Every October 24, thousands of events all around the country bring Americans together to celebrate and enjoy healthy food and to push for improved food policies. The 2014 Food Day will have a special focus on food access and justice for food and farm workers. Community Commons offers maps and data resources to help you highlight these issues in your area.
Food Day was created by the Center for Science in the Public Interest as a way to celebrate our food system where it works, and to fix the system when it’s broken. Successful events from 2013 included the Big Apple Crunch in New York City, The New Hampshire School Breakfast Challenge, and the Good Food Community Fair in San Diego, as well as 4,700 other events in all 50 states.
The focal point for Food Day 2014 is food justice and taking action to solve food related problems at all levels. Take a look at each emphasis area and the data resources we have provided for further understanding.
Focus Area: Food Access & Equality
- Some of the most food-productive areas of the US also have the lowest rates of food security among workers. Poor wages and seasonal jobs put families at risk for hunger.
- Urban neighborhoods are more likely to have a high number of convenience stores, which carry few healthy foods, and few, if any, grocery stores or farmer’s markets.
See the full Food Day infographic
Focus Area: Hunger & Obesity
- Obesity disproportionately effects low income Americans.

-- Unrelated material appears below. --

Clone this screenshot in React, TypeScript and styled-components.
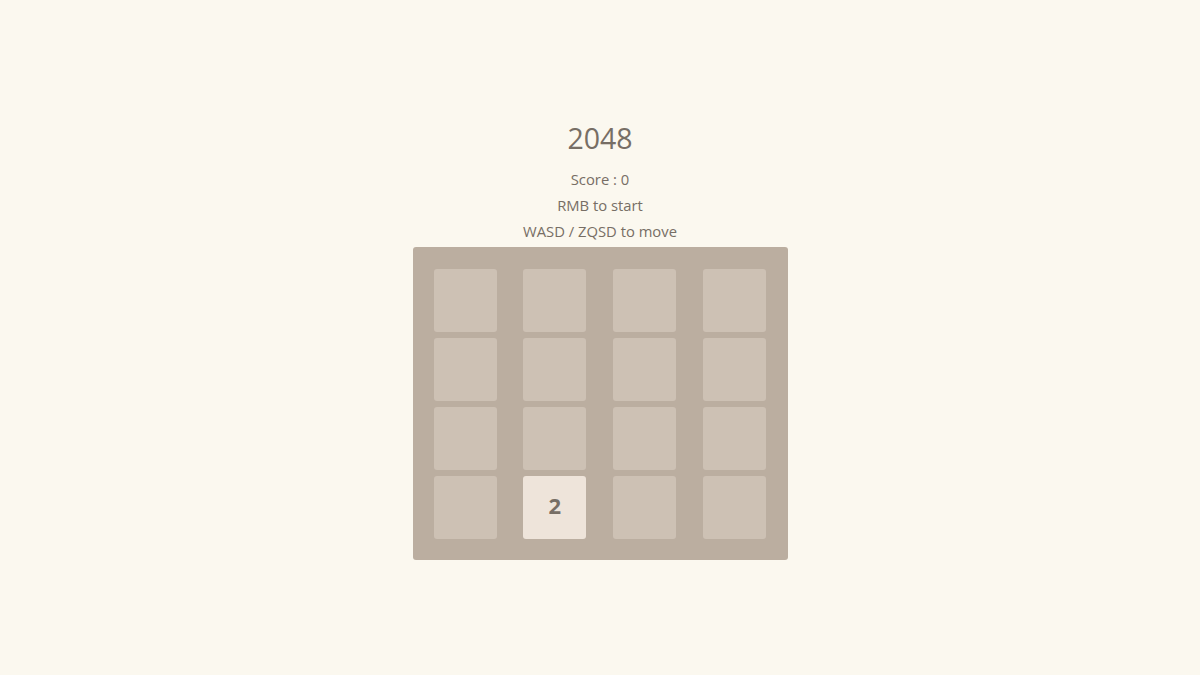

Calorie dense, low nutrition foods are often perceived as cheaper to purchase and easier to prepare, but the poor quality and high sugar and salt content leads to increased hunger and a range of health issues.
- Recent cuts in SNAP have only increased the burden for families and could lead to greater health issues in the future.
Focus Area: Junk Food Marketing
Marketing becomes a food justice issue when you look at the statistics related to age and race.
- According to Salud America!, Latino kids are a top target for food marketers and Latino neighborhoods have nine times more outdoor ads for unhealthy foods than White neighborhoods.
- A Yale Rudd Center report on fast food marketing states that Black youth saw 60% more calories and sodium per day in fast food advertising compared to their White peers.
- Soda and other sugar sweetened beverages are, by far, the top ranked teen-directed marketing campaign expenditures in the US according to a 2012 Federal Trade Commission report.
Focus Area: Food Service Workers
- A 2012 report titled The Hands That Feed Us states that only 13.5% of food service workers make a livable wage, 83% do not receive health insurance by an employer, and 74% never received any further job training or opportunity to apply for a better job.
Food Service Industry Employment and Race/Ethnicity by Block
Focus Area: Farm Workers
- Farm work is one of the most dangerous occupations
in the country. Farm workers face health risks like heat stress, urinary tract infections, and eye injuries as well as pesticide poisoning.
- More than half of all farmworkers in the US are undocumented and thus receive no social services despite their very low wages.